Watching movies is a time-honored way for students to hone their listening skills, improve their pronunciation, and expand their vocabulary. I consistently encourage my students to watch movies in English at home, with and without English subtitles, and ask them to track their movie-watching hours in their Success Book logs.
To prepare students for making movie-watching an integral part of their language learning, I frequently showcase movie trailers or movie scenes in class.
Among the films that have proven popular with my students are Apollo 13, The No. 1 Ladies’ Detective Agency, Man on Wire; Food, Inc. and The King’s Speech.
If you are unsure how best to incorporate movies into the ESL classroom, or are looking to expand your range of film-based classroom activities, the good news is that there is a terrific website you can consult. Film English comes complete with film clips, step-by-step lesson plans, discussion questions, and a host of downloadable materials that you can copy or modify for use in class.
Recently, I turned to Film English’s lesson plan on public speaking to help my students prepare for a series of oral presentations they were scheduled to make in my class. Showcasing The King’s Speech (a riveting film released in 2010 about the struggle of Great Britain’s King George VI to overcome his debilitating stammer with the help of an unorthodox speech therapist), Film English includes a very well-thought out set of group discussion questions that help students reflect on their attitudes and feelings about public speaking.
Since many students dread speaking in public in their own languages, let alone in English, I was impressed that the Film English discussion questions prompted students to focus not just on their fears but on occasions when they spoke in public and things went well. Remembering a time when they felt successful in speaking publicly and deconstructing what led to that success helps bolster their confidence for the future.
Film English’s public speaking lesson plan also includes a helpful PowerPoint that highlights five pragmatic pieces of advice about public speaking based on The King’s Speech.

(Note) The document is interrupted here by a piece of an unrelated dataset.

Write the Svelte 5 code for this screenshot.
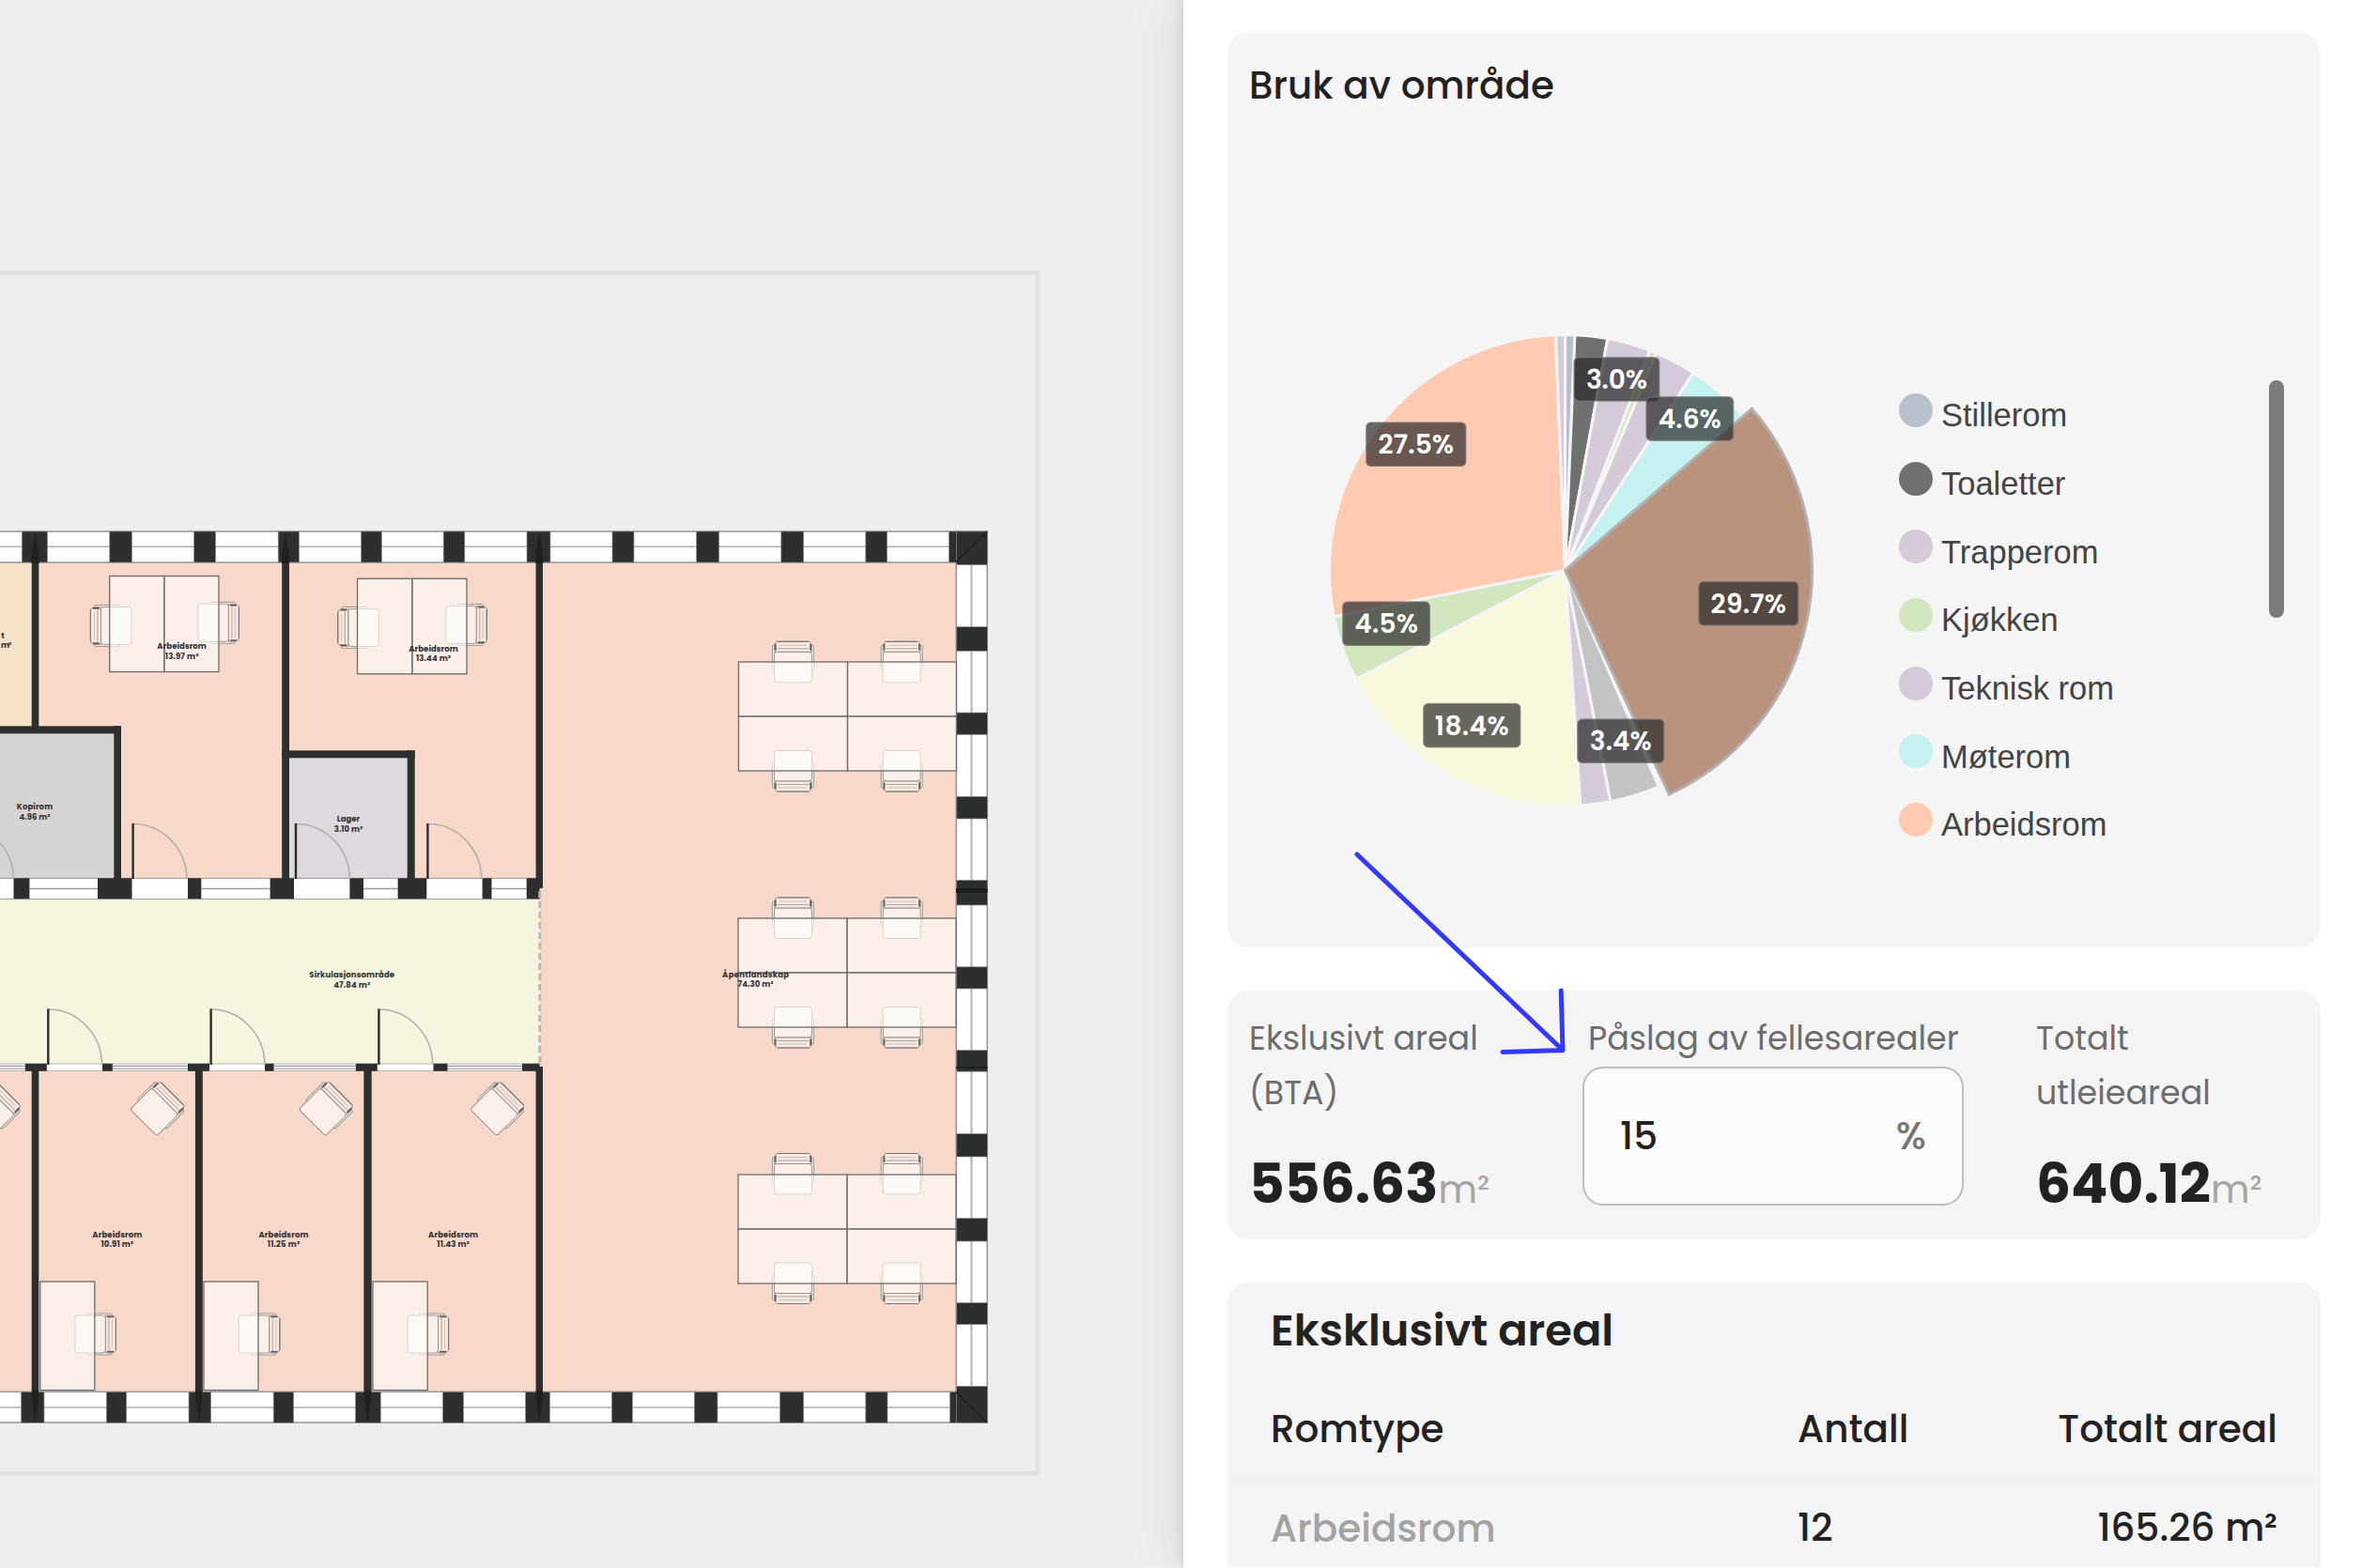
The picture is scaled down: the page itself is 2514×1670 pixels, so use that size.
<script lang="ts">
  type Box = { x: number; y: number; w: number; h: number };

  // Floor plan: outer wall pillars
  const topPillars = [[23.3, 50.5], [116.7, 140.5], [206.6, 229.6], [296.2, 318.4], [384.6, 406.4], [472.2, 494.8], [561, 586], [652, 675], [741.5, 765.7], [831.8, 855.7], [921.8, 944.6], [1010.4, 1051.4]];
  const bottomPillars = [[22.6, 47], [113.3, 134.7], [201, 224.6], [291.2, 312.6], [378.5, 405.3], [471.5, 493.6], [559.5, 585.5], [651.5, 673.5], [739.3, 764], [830.4, 855.7], [921.8, 945], [1011.4, 1051.4]];
  const rightPillars = [[566, 601.7], [667.7, 693.3], [759, 782.3], [848.3, 872], [937.5, 964], [1029.8, 1053], [1118.6, 1141.2], [1207.5, 1232], [1297.5, 1322], [1387.6, 1410.7], [1476.4, 1515.3]];

  // Corridor walls: dark segments and glazed segments
  const upperDark = [[14.5, 31.4], [104, 140.5], [200, 214.3], [287.6, 313], [372.4, 387], [423.6, 454.3], [513.6, 523.5], [560.7, 574.4]];
  const upperGlass = [[31.4, 104], [214.3, 287.6], [387, 423.6], [523.5, 560.7]];
  const lowerDark = [[26.8, 49.8], [109, 119.8], [200, 223], [282, 291.6], [378.9, 401.8], [461.5, 476.5], [556, 574.4]];
  const lowerGlass = [[-5, 26.8], [119.8, 200], [291.6, 378.9], [476.5, 556]];

  const rooms: (Box & { fill: string })[] = [
    { x: -5, y: 598, w: 43, h: 180, fill: '#f4e2c9' },
    { x: 37, y: 598, w: 268, h: 338, fill: '#f8d8c9' },
    { x: 304, y: 598, w: 270, h: 338, fill: '#f8d8c9' },
    { x: -5, y: 777, w: 130, h: 159, fill: '#d5d4d2' },
    { x: 304, y: 803, w: 134, h: 133, fill: '#dfd9df' },
    { x: -5, y: 957, w: 580, h: 177, fill: '#f6f5e0' },
    { x: -5, y: 1140, w: 580, h: 343, fill: '#f8d8c9' },
    { x: 574.5, y: 598, w: 444, h: 885, fill: '#f8d8c9' }
  ];

  const walls: Box[] = [
    { x: 33.7, y: 590, w: 7.6, h: 190 },
    { x: -5, y: 773.3, w: 134, h: 8 },
    { x: 121.3, y: 773.3, w: 7.7, h: 170 },
    { x: 300.2, y: 590, w: 7.8, h: 350 },
    { x: 300.2, y: 799.3, w: 141.4, h: 8 },
    { x: 433.7, y: 799.3, w: 8, h: 140 },
    { x: 570.6, y: 590, w: 7.4, h: 356 },
    { x: 33.7, y: 1136, w: 7.6, h: 350 },
    { x: 207.9, y: 1136, w: 7.9, h: 350 },
    { x: 387.4, y: 1136, w: 8.3, h: 350 },
    { x: 570.6, y: 1136, w: 7.4, h: 350 }
  ];

  const doors = [[-43, 936, 59], [141.6, 936, 59], [315, 936, 59], [455.4, 936, 59], [51.3, 1134, 59.5], [224.6, 1134, 59.5], [403.4, 1134, 59.5]];

  const desks: Box[] = [
    { x: 116.7, y: 613.5, w: 58.3, h: 102 }, { x: 175, y: 613.5, w: 58, h: 102 },
    { x: 380.5, y: 616.3, w: 58.5, h: 101.4 }, { x: 439, y: 616.3, w: 58, h: 101.4 },
    { x: 42.8, y: 1365, w: 58, h: 115.6 }, { x: 217, y: 1365, w: 58, h: 115.6 }, { x: 397, y: 1365, w: 58.2, h: 115.6 },
    ...[[786.5, 705], [786, 978], [786, 1251]].flatMap(([x, y]) =>
      [0, 116].flatMap((dx) => [0, 58].map((dy) => ({ x: x + dx, y: y + dy, w: 116, h: 58 })))
    )
  ];

  // x and y are the chair centre; the back points up at 0 degrees
  const chairs = [
    [118.4, 666.5, -90], [232.4, 663.3, 90], [381.8, 668.4, -90], [496.3, 665.4, 90],
    [-6.5, 1180.5, 45], [168, 1180.5, 45], [347.5, 1180.5, 45], [530, 1180.5, 45],
    [101.4, 1421, 90], [275.8, 1421, 90], [455.6, 1421, 90],
    ...[[705.3, 821], [978, 1094], [1250.5, 1366.5]].flatMap(([a, b]) =>
      [844.4, 960.2].flatMap((x) => [[x, a, 0], [x, b, 180]])
    )
  ];

  const labels: [string, string, number, number, number, number, number][] = [
    ['Arbeidsrom', '13.97 m²', 193.6, 691, 702.4, 52.5, 35.6],
    ['Arbeidsrom', '13.44 m²', 461.5, 694.3, 704.3, 52.5, 37],
    ['Kopirom', '4.96 m²', 37, 862, 873.3, 38.3, 33],
    ['Lager', '3.10 m²', 371, 875, 886, 24.5, 30.6],
    ['Sirkulasjonsområde', '47.84 m²', 374.7, 1041, 1052.3, 90.7, 39],
    ['Arbeidsrom', '10.91 m²', 124.8, 1318, 1328, 53, 34.5],
    ['Arbeidsrom', '11.25 m²', 302, 1318, 1328, 53, 34.5],
    ['Arbeidsrom', '11.43 m²', 482.6, 1318, 1328, 53, 34.5],
    ['Åpentlandskap', '74.30 m²', 804.6, 1041, 1050.5, 71, 38]
  ];

  // Pie chart
  const cx = 266.5, cy = 267.5;
  const slices = [
    { a: 0, b: 2.4, c: '#b8c0cc' }, { a: 2.4, b: 10.4, c: '#707070' }, { a: 10.4, b: 21.1, c: '#d4cada' },
    { a: 21.1, b: 22.8, c: '#d2e6bf' }, { a: 22.8, b: 33, c: '#d4cada' }, { a: 33, b: 49.3, c: '#c5f1f1' },
    { a: 156.6, b: 168.9, c: '#c3c3c4' }, { a: 168.9, b: 176.3, c: '#d4cada' }, { a: 176.3, b: 242.5, c: '#faf8da' },
    { a: 242.5, b: 258.7, c: '#d2e6bf' }, { a: 258.7, b: 357.7, c: '#ffcab2' }, { a: 357.7, b: 360, c: '#d4cada' }
  ];
  function arc(a: number, b: number, r: number) {
    const p = (d: number) => `${(cx + r * Math.sin((d * Math.PI) / 180)).toFixed(2)} ${(cy - r * Math.cos((d * Math.PI) / 180)).toFixed(2)}`;
    return `M${cx} ${cy}L${p(a)}A${r} ${r} 0 ${b - a > 180 ? 1 : 0} 1 ${p(b)}Z`;
  }
  const chips: [string, number, number, number, number][] = [
    ['3.0%', 276, 40.7, 90.8, 65], ['4.6%', 353, 82.8, 92.6, 67], ['29.7%', 408.8, 279.6, 106, 80.5],
    ['3.4%', 279.8, 426, 92, 66], ['18.4%', 115.8, 409.4, 103, 79], ['4.5%', 29.8, 301, 92.6, 67.5], ['27.5%', 54.8, 110, 106, 80.5]
  ];

  const legend = [
    ['Stillerom', '#b8c0cc'], ['Toaletter', '#707070'], ['Trapperom', '#d4cada'], ['Kjøkken', '#d2e6bf'],
    ['Teknisk rom', '#d4cada'], ['Møterom', '#c5f1f1'], ['Arbeidsrom', '#ffcab2']
  ];
</script>

<div class="app">
  <main class="canvas">
    <svg class="plan" viewBox="0 0 1260 1670" width="1260" height="1670">
      <defs>
        <g id="chair" stroke="#979391" stroke-width="1">
          <rect x="-22" y="-18" width="4" height="27" rx="1.5" fill="#fbefe9" />
          <rect x="18" y="-18" width="4" height="27" rx="1.5" fill="#fbefe9" />
          <rect x="-20" y="-11" width="40" height="32.5" rx="3" fill="#fbefe9" />
          <path d="M-17.5 -22H17.5L20 -18V-11H-20V-18Z" fill="#f9e8e0" />
          <path d="M-17 -14.5H17" fill="none" stroke="#aaa5a2" />
          <path d="M-15 -18H15" fill="none" stroke="#c8c0bc" />
          <path d="M-18.7 -19.5V-12.5M18.7 -19.5V-12.5" fill="none" stroke="#5c5b5a" stroke-width="1.7" />
          <path d="M-16.5 -22H16.5" fill="none" stroke="#7a7776" stroke-width="1.2" />
        </g>
      </defs>

      <rect x="-10" y="290.5" width="1114.8" height="1278.7" fill="none" stroke="#e0e0e0" stroke-width="4.5" />

      {#each rooms as r}
        <rect x={r.x} y={r.y} width={r.w} height={r.h} fill={r.fill} />
      {/each}

      <!-- outer glazing -->
      <g fill="#fff" stroke="#9a9a9a" stroke-width="1.6">
        <rect x="-5" y="566" width="1056.2" height="33" />
        <rect x="-5" y="1482.3" width="1056.2" height="32.8" />
        <rect x="1018.2" y="566" width="33" height="949.2" />
        <path d="M0 582.2H1018M0 1499H1018" stroke="#aeaeae" />
        <path d="M1034.4 600V1480" stroke="#c6c6c9" stroke-width="2.8" />
      </g>
      <g fill="#2d2f2e" stroke="#8f8f8f" stroke-width=".7">
        {#each topPillars as [a, b]}<rect x={a} y="566" width={b - a} height="33" />{/each}
        {#each bottomPillars as [a, b]}<rect x={a} y="1482.5" width={b - a} height="32.8" />{/each}
        {#each rightPillars as [a, b]}<rect x="1018.4" y={a} width="33" height={b - a} />{/each}
      </g>
      <path d="M1018 598.5L1051 566M1018 1482.5L1051 1515" stroke="#1c1d1d" stroke-width="1.6" />
      <path d="M1018 948.5H1051.5" stroke="#1c1d1d" stroke-width="5" />
      <path d="M1018 1137H1051.5" stroke="#1c1d1d" stroke-width="2" />

      <!-- corridor walls -->
      <rect x="-5" y="935.5" width="579.4" height="22" fill="#fff" stroke="#a8a8a8" stroke-width="1.3" />
      <rect x="-5" y="1133" width="579.4" height="7.5" fill="#fff" stroke="#b9b5b0" stroke-width="1" />
      {#each upperGlass as [a, b]}<path d="M{a} 946.5H{b}" stroke="#999" stroke-width="1.4" />{/each}
      {#each lowerGlass as [a, b]}<path d="M{a} 1135.4H{b}M{a} 1138.2H{b}" stroke="#999" stroke-width="1.1" />{/each}
      <g fill="#2d2f2e">
        {#each upperDark as [a, b]}<rect x={a} y="935.3" width={b - a} height="22" />{/each}
        {#each lowerDark as [a, b]}<rect x={a} y="1132.8" width={b - a} height="8" />{/each}
      </g>

      <g fill="#2d2f2e">
        {#each walls as w}<rect x={w.x} y={w.y} width={w.w} height={w.h} />{/each}
      </g>
      <g fill="#1f2020">
        {#each [37.5, 304, 574.3] as x}<path d="M{x} 566L{x - 4} 592V600H{x + 4}V592Z" />{/each}
        {#each [37.5, 211.8, 391.5, 574.3] as x}<path d="M{x} 1515L{x - 3.5} 1490V1481H{x + 3.5}V1490Z" />{/each}
      </g>
      <path d="M574.8 949V1133" stroke="#bdb8b4" stroke-width="3" stroke-dasharray="7 4" />

      {#each doors as [x, y, r]}
        <path d="M{x} {y - r + 0.5}A57.3 {r} 0 0 1 {x + 57.3} {y}" fill="none" stroke="#b1afad" stroke-width="1.6" />
        <path d="M{x} {y}V{y - r}" stroke="#2a2b2b" stroke-width="2.4" />
      {/each}

      {#each chairs as [x, y, deg]}
        <use href="#chair" transform="translate({x} {y}) rotate({deg})" />
      {/each}
      {#each desks as d}
        <rect x={d.x} y={d.y} width={d.w} height={d.h} fill="#fff" fill-opacity=".6" stroke="#6f6a67" stroke-width="1.3" />
      {/each}

      <g class="tags">
        {#each labels as [name, area, x, y1, y2, w1, w2]}
          <text {x} y={y1} textLength={w1}>{name}</text>
          <text {x} y={y2} textLength={w2}>{area}</text>
        {/each}
        <text x="3" y="680">t</text>
        <text x="6.6" y="689.5" textLength="11">m²</text>
      </g>
    </svg>
  </main>

  <aside class="panel">
    <section class="card usage">
      <h2>Bruk av område</h2>
      <div class="chart">
        <svg class="pie" viewBox="0 0 540 540" width="540" height="540">
          <g stroke="#f5f5f5" stroke-width="3">
            {#each slices as s}<path d={arc(s.a, s.b, 251)} fill={s.c} />{/each}
          </g>
          <path d={arc(49.1, 155.1, 263)} fill="#ba937f" stroke="#b3b1af" stroke-width="3" />
          {#each chips as [t, x, y, w, len]}
            <rect {x} {y} width={w} height="46.4" rx="5" fill="#282828" fill-opacity=".7" stroke="#777" stroke-opacity=".7" stroke-width="1.4" />
            <text x={x + w / 2} y={y + 33.2} textLength={len}>{t}</text>
          {/each}
        </svg>
        <ul>
          {#each legend as [name, color]}
            <li><i style:background={color}></i><span>{name}</span></li>
          {/each}
        </ul>
        <div class="thumb"></div>
      </div>
    </section>

    <section class="card stats">
      <div class="stat">
        <p class="label">Ekslusivt areal<br />(BTA)</p>
        <p class="value"><b>556.63</b><span>m²</span></p>
      </div>
      <div class="markup">
        <p class="label">Påslag av fellesarealer</p>
        <div class="field"><span class="num">15</span><span class="pct">%</span></div>
      </div>
      <div class="stat total">
        <p class="label">Totalt<br />utleieareal</p>
        <p class="value"><b>640.12</b><span>m²</span></p>
      </div>
    </section>

    <section class="card areas">
      <h3>Eksklusivt areal</h3>
      <div class="row head"><span>Romtype</span><span>Antall</span><span class="end">Totalt areal</span></div>
      <div class="row"><span class="name">Arbeidsrom</span><span>12</span><span class="end">165.26 m²</span></div>
    </section>
  </aside>

  <svg class="arrow" viewBox="0 0 240 230" width="240" height="230">
    <path d="M6 10L225 218.5M223.2 155L225 218.5M161 220.4L225 218.5" />
  </svg>
</div>

<style>
  :global(body) { margin: 0; background: #fff; }
  .app { position: relative; display: flex; width: 2514px; height: 1670px; overflow: hidden; font-family: Poppins, Inter, sans-serif; color: #222; }
  .canvas { flex: none; width: 1260px; background: #eee; }
  .plan { display: block; }
  .tags text { font: 700 8.5px Poppins, Inter, sans-serif; fill: #333; text-anchor: middle; }

  .panel { position: relative; flex: 1; box-sizing: border-box; height: 1669px; padding: 34px 43px 0 47px; background: #fff; box-shadow: 0 0 60px rgba(0, 0, 0, .09), 0 0 14px rgba(0, 0, 0, .14); clip-path: inset(0 0 0 -90px); display: flex; flex-direction: column; gap: 46px; }
  .card { box-sizing: border-box; flex: none; background: #f4f4f4; border-radius: 22px; }
  h2, h3, p, ul { margin: 0; padding: 0; }

  .usage { height: 975px; padding: 27.5px 24px 0 23px; background: #f5f5f5; }
  h2 { font-size: 40.5px; line-height: 58px; font-weight: 500; }
  .chart { display: flex; margin-top: 220.5px; }
  .pie { flex: none; margin-left: 70px; }
  .pie text { font: 600 28px Poppins, Inter, sans-serif; fill: #fff; text-anchor: middle; }
  ul { list-style: none; margin: 60.5px 0 0 82px; width: 394px; }
  li { display: flex; align-items: center; height: 72.7px; gap: 9px; font: 34.5px 'Liberation Sans', Arial, sans-serif; color: #444; }
  li i { width: 36px; height: 36px; border-radius: 50%; }
  li span { padding-top: 12px; }
  .thumb { width: 16px; height: 253px; margin-top: 64.5px; border-radius: 8px; background: #7b7b7b; }

  .stats { display: grid; grid-template-columns: 355px 406px 1fr; height: 265px; padding: 22px 0 0 23px; }
  .label { font-size: 34.9px; line-height: 58px; color: #6d6d6d; }
  .value { display: flex; align-items: baseline; margin-top: 28px; line-height: 80px; }
  .value b { font-size: 58.2px; font-weight: 700; }
  .value span { font-size: 40.3px; color: #a6a4a2; }
  .markup .label { padding-left: 6px; white-space: nowrap; }
  .field { box-sizing: border-box; display: flex; justify-content: space-between; align-items: center; height: 148px; margin-top: 1px; padding: 0 38px 2px; border: 2px solid #bdbdbd; border-radius: 22px; background: #fbfbfb; }
  .num { font-size: 40.5px; font-weight: 500; }
  .pct { font-size: 40.5px; font-weight: 500; color: #757575; }
  .total { padding-left: 77px; }

  .areas { height: 304px; padding-top: 21px; border-radius: 22px 22px 0 0; overflow: hidden; }
  h3 { font-size: 46.3px; line-height: 60px; font-weight: 600; padding-left: 46px; }
  .row { display: grid; grid-template-columns: 561px 1fr 1fr; padding: 21px 46px 24px; font-size: 40.5px; line-height: 58px; font-weight: 500; }
  .head { margin-top: 25px; border-bottom: 2px solid #ededed; }
  .name { padding-top: 1px; color: #a3a3a3; }
  .end { text-align: right; white-space: nowrap; }

  .arrow { position: absolute; left: 1439px; top: 900px; fill: none; stroke: #3338ff; stroke-width: 5px; stroke-linecap: round; }
</style>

A great way to use these materials is to show students a few key scenes of The King’s Speech, and then to ask them to think about how they would advise others preparing to speak publicly. You can then unveil the five “presentation lessons” that Film English’s creator Kieran Donaghy cleverly draws from The King’s Speech, and ask the students to reflect on and discuss what concrete steps they might want to take to incorporate that advice into their own public speaking.
Film English’s lesson plans are searchable by subject and by level, making them a useful tool in a wide range of classes. Many lessons are based on very short, independent films that can be shown in their entirety in class. Others are based on trailers from movies in wide release. The lesson on “Procrastination and Happiness” looks particularly intriguing and is on my list to try out soon.